Common deployment scenarios and recommended security patterns

Public-facing web application with regional users

Architecture pattern:

  • Deploy front-end on a Hong Kong VPS behind a managed load balancer + WAF.
  • Use strict security groups to allow only ports 80/443, and terminate TLS at the load balancer with certificates stored in KMS/HSM.
  • Enable application logs + WAF logs shipped to a SIEM for real-time alerting.

API backend handling sensitive data

Architecture pattern:

  • Place API servers in private subnets; use a bastion host with strict SSH key access for management.
  • Encrypt data at rest and in transit; separate KMS keys per environment for key rotation policies.
  • Deploy EDR/HIPS on instances and enforce least-privilege IAM roles for service accounts.

Conclusion

Security for a Hong Kong VPS spans multiple layers: from hypervisor hardening and network-level protections like DDoS scrubbing to instance-level controls such as EDR, key management, and immutable backups.

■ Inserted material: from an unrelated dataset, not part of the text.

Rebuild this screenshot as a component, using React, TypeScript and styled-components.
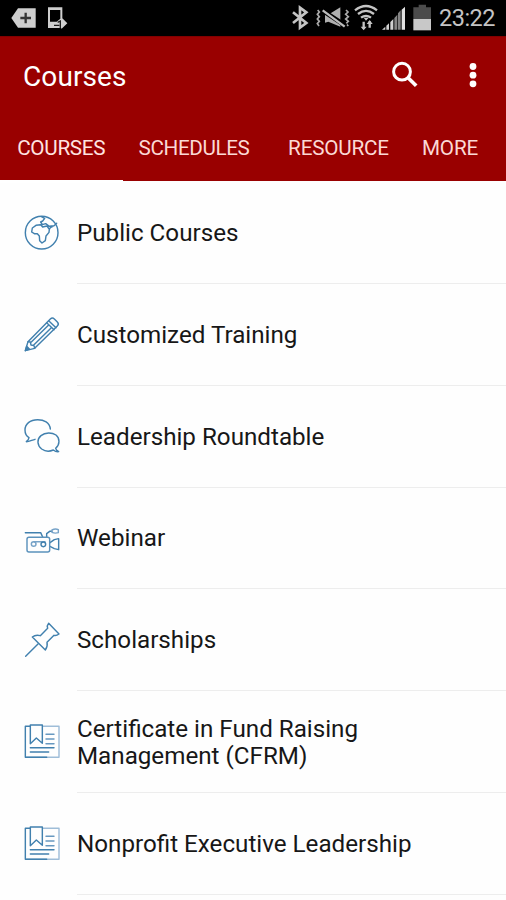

For developers, enterprises, and site owners, focus on providers that offer documented operational security practices, strong encryption and KMS/HSM options, robust logging and SIEM integration, and network segmentation capabilities. While US VPS or US Server providers may offer alternative advantages in ecosystem scale or regulatory frameworks, a carefully evaluated Hong Kong Server can deliver optimal performance for APAC users without compromising on security.